Lapid to NYT: I oppose construction freeze & Abbas isn’t partner for peace

Yair Lapid, in New York Times interview, addressed Israeli-Palestinian negotiations for 1st time since becoming finance minister, suggesting that Abbas, as a founding father of the ‘victimizing’ concept of the Palestinians, isn’t a partner for peace.

 

Finance Minister Yair Lapid opposes a freeze on Israeli settlement construction as a gesture to jump-start negotiations with the Palestinians.

Yair Lapid

Yair Lapid poses for a portrait at his house, January 16, 2013. – Photo: AP

In an interview with The New York Times, Lapid admitted that he has not spoken to nor met with any senior Palestinian officials, but claimed that Palestinian President Mahmoud Abbas is not a partner for peace.

Since being instated as finance minister, Lapid has refused to speak to Israeli media about Israeli-Palestinian negotiations, but his interview with The New York Times focused primarily on the matter. This seems to indicate that he prefers talking about diplomatic issues before an international audience.

In his interview, Lapid adopted the stance of Prime Minister Benjamin Netanyahu on matters concerning the Palestinians. He even complimented Netanyahu, saying he found him “more willing” and “more prepared than people tend to think” to make peace.

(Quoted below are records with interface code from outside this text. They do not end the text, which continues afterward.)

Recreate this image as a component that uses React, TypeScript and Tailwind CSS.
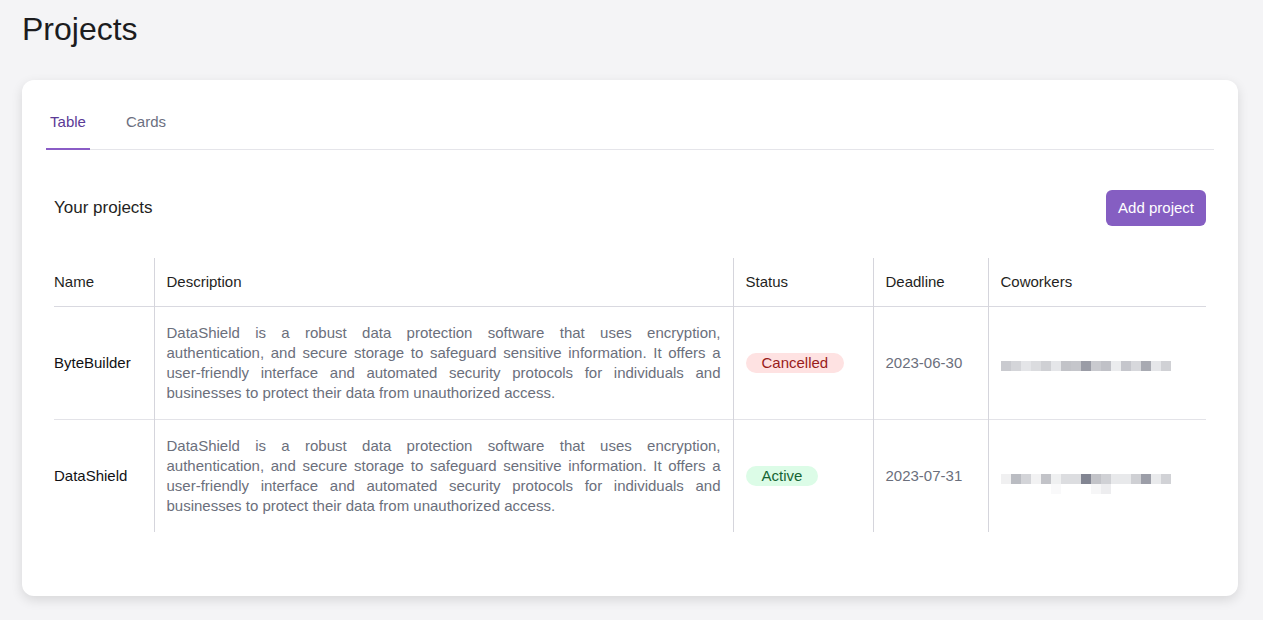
const DESCRIPTION =
  'DataShield is a robust data protection software that uses encryption, authentication, and secure storage to safeguard sensitive information. It offers a user-friendly interface and automated security protocols for individuals and businesses to protect their data from unauthorized access.';

// blurred avatar strips, one colour per 10px block
const blurRows: { top: string[]; bottom?: (string | null)[] }[] = [
  {
    top: ['#c9cacf', '#d4d5d9', '#e4e5e8', '#dbdcdf', '#cfd0d4', '#e5e6e9', '#c2c3c8', '#c5c6cb', '#9a9ca6', '#c9cacf', '#c0c1c7', '#ebecee', '#c5c6cc', '#d7d8dc', '#a8aab2', '#e5e6e9', '#d0d1d5'],
  },
  {
    top: ['#f0f0f1', '#babcc2', '#d3d4d8', '#f2f2f3', '#c2c3c8', '#eff0f1', '#dcdde0', '#dcdde0', '#828592', '#c2c3c8', '#d0d1d5', '#e8e9eb', '#e8e9eb', '#cfd0d4', '#9c9ea8', '#e9eaec', '#d1d2d6'],
    bottom: [null, null, null, null, null, '#f9f9fa', null, null, null, '#f6f6f7', '#ededef', null, null, null, null, null, null],
  },
];

const projects = [
  { name: 'ByteBuilder', status: 'Cancelled', deadline: '2023-06-30' },
  { name: 'DataShield', status: 'Active', deadline: '2023-07-31' },
];

function StatusBadge({ status }: { status: string }) {
  const cls =
    status === 'Active'
      ? 'bg-[#dcfce7] text-[#166534]'
      : 'bg-[#fee2e2] text-[#991b1b]';
  return (
    <span className={`inline-block rounded-full px-4 text-[15px] leading-5 ${cls}`}>
      {status}
    </span>
  );
}

function Coworkers({ index }: { index: number }) {
  const row = blurRows[index];
  return (
    <div className="relative h-[10px] mt-[5px]">
      <div className="flex">
        {row.top.map((c, i) => (
          <div key={i} className="w-[10px] h-[10px]" style={{ backgroundColor: c }} />
        ))}
      </div>
      {row.bottom && (
        <div className="absolute left-0 top-[10px] flex">
          {row.bottom.map((c, i) => (
            <div key={i} className="w-[10px] h-[10px]" style={{ backgroundColor: c ?? 'transparent' }} />
          ))}
        </div>
      )}
    </div>
  );
}

export default function App() {
  return (
    <div className="min-h-screen bg-[#f4f4f6] pl-[22px] pr-[25px] pb-6 font-['Liberation_Sans',Arial,sans-serif]">
      <h1 className="pt-[9px] text-[32px] leading-10 text-[#1c1c1e] mb-[31px]">Projects</h1>

      <div className="rounded-xl bg-white shadow-[0_4px_12px_rgba(0,0,0,0.12)] px-6 pt-6 pb-6">
        {/* Tabs */}
        <div className="flex gap-[33px] border-b border-[#e5e5ea]">
          <button className="-mb-px w-[44px] pt-[7px] pb-[15px] border-b-2 border-[#8a5cc6] text-[15px] leading-[22px] text-[#5b3a96]">
            Table
          </button>
          <button className="-mb-px px-[3px] pt-[7px] pb-[15px] border-b-2 border-transparent text-[15px] leading-[22px] text-[#6b6f80]">
            Cards
          </button>
        </div>

        <div className="px-2 pt-10 pb-10">
          <div className="flex items-center justify-between h-9">
            <h2 className="text-[17px] text-[#1f1f23]">Your projects</h2>
            <button className="h-9 rounded-md bg-[#855ec2] px-3 text-[15px] font-medium text-white">
              Add project
            </button>
          </div>

          <table className="mt-8 w-[1152px] table-fixed border-collapse text-[15px] leading-5">
            <colgroup>
              <col className="w-[100px]" />
              <col className="w-[579px]" />
              <col className="w-[140px]" />
              <col className="w-[115px]" />
              <col className="w-[218px]" />
            </colgroup>
            <thead>
              <tr className="border-b border-[#d9d9e0] text-left text-[#1f1f23]">
                <th className="py-[14px] pr-3 font-normal">Name</th>
                <th className="py-[14px] px-3 font-normal border-l border-[#d5d5dc]">Description</th>
                <th className="py-[14px] px-3 font-normal border-l border-[#d5d5dc]">Status</th>
                <th className="py-[14px] px-3 font-normal border-l border-[#d5d5dc]">Deadline</th>
                <th className="py-[14px] px-3 font-normal border-l border-[#d5d5dc]">Coworkers</th>
              </tr>
            </thead>
            <tbody>
              {projects.map((p, i) => (
                <tr key={p.name} className={i < projects.length - 1 ? 'border-b border-[#e3e3e8]' : ''}>
                  <td className="py-4 pr-3 align-middle text-[#111114]">{p.name}</td>
                  <td className="py-4 px-3 border-l border-[#d5d5dc] text-justify text-[#6b6f7c]">
                    {DESCRIPTION}
                  </td>
                  <td className="py-4 px-3 border-l border-[#d5d5dc] align-middle">
                    <StatusBadge status={p.status} />
                  </td>
                  <td className="py-4 px-3 border-l border-[#d5d5dc] align-middle text-[#6b6f7c]">
                    {p.deadline}
                  </td>
                  <td className="py-4 px-3 border-l border-[#d5d5dc] align-middle">
                    <Coworkers index={i} />
                  </td>
                </tr>
              ))}
            </tbody>
          </table>
        </div>
      </div>
    </div>
  );
}
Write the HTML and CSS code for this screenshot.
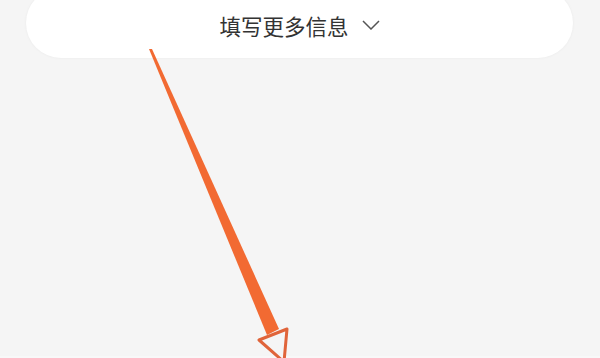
FILE: index.html
```html
<!DOCTYPE html>
<html lang="zh">
<head>
<meta charset="utf-8">
<link rel="stylesheet" href="styles.css">
</head>
<body>
<div class="page">
  <div class="pill">
    <span class="label">填写更多信息</span>
    <svg class="chev" width="18" height="10" viewBox="0 0 18 10"><path d="M1 1 L9 9 L17 1" fill="none" stroke="#555" stroke-width="1.5"/></svg>
  </div>
  <div class="footer-line"></div>
  <svg class="annot" width="600" height="358" viewBox="0 0 600 358">
    <polygon points="149,49 152,49 279,329 267,335" fill="#f26a32"/>
    <polygon points="259,340 287,329 284,362" fill="none" stroke="#e0643a" stroke-width="3" stroke-linejoin="round"/>
  </svg>
</div>
</body>
</html>
```
FILE: styles.css
```css
html, body {
  margin: 0;
  padding: 0;
  background: #f5f5f5;
}
.page {
  position: relative;
  width: 600px;
  height: 358px;
  overflow: hidden;
  display: flex;
  flex-direction: column;
}
.pill {
  margin: -12px 27px 0 26px;
  height: 70px;
  box-sizing: border-box;
  padding-top: 6px;
  border-radius: 35px;
  background: #fff;
  box-shadow: 0 0 3px rgba(0,0,0,0.05);
  display: flex;
  align-items: center;
  justify-content: center;
  gap: 13px;
}
.label {
  font-family: "Noto Sans CJK SC", "Noto Sans", sans-serif;
  font-size: 21.5px;
  color: #333;
  line-height: 1;
}
.chev {
  display: block;
  margin-top: -2px;
}
.footer-line {
  margin-top: auto;
  height: 2px;
  background: #f8f8f8;
}
.annot {
  position: absolute;
  left: 0;
  top: 0;
}
```
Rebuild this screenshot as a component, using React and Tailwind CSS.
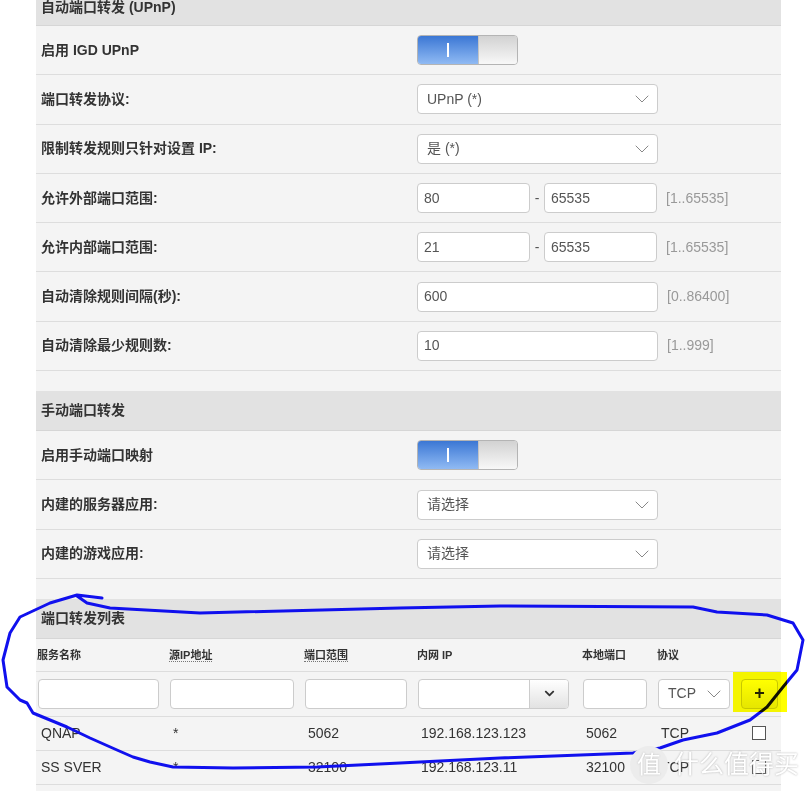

Lapid also said in the interview that he still hopes to succeed Netanyahu as prime minister, but that he is “in no hurry.”

“Lapid said he would not stop the so-called ‘natural expansion’ of settlements in the West Bank, nor curtail the financial incentives offered [to] Israelis to move there”, The New York Times wrote. “He said the large swaths of land known as East Jerusalem that Israel captured from Jordan in the 1967 war and later annexed must stay Israeli because ‘we didn’t come here for nothing.’”

The finance minister claimed that a permanent settlement with the Palestinians would eventuate in uprooting “remote settlements”, but added that the settlements issue needs to be put aside and attention turned toward establishing a Palestinian state with temporary borders in areas of the West Bank that are not considered Jewish, with permanent borders being drawn in three to five years.

Lapid expressed skepticism regarding the likelihood of Abbas signing a peace agreement. “He’s one of the founding fathers of the victimizing concept of the Palestinians,” he told The New York Times.

“Israelis want peace and security and Palestinians want peace and justice – these are two very different things, and this is the real gap we have to close,” Lapid was quoted as saying in the article. “More and more people are saying to themselves and to others, this is not going to happen, all we have to do is some maintenance and we’ll see. Some people think ‘we’ll see’ is ‘God will help us,’ which is not a very tangible idea to me. Others say, ‘Some problems are not to be solved,’ which is a very sad idea. I am saying what we need to do is something.”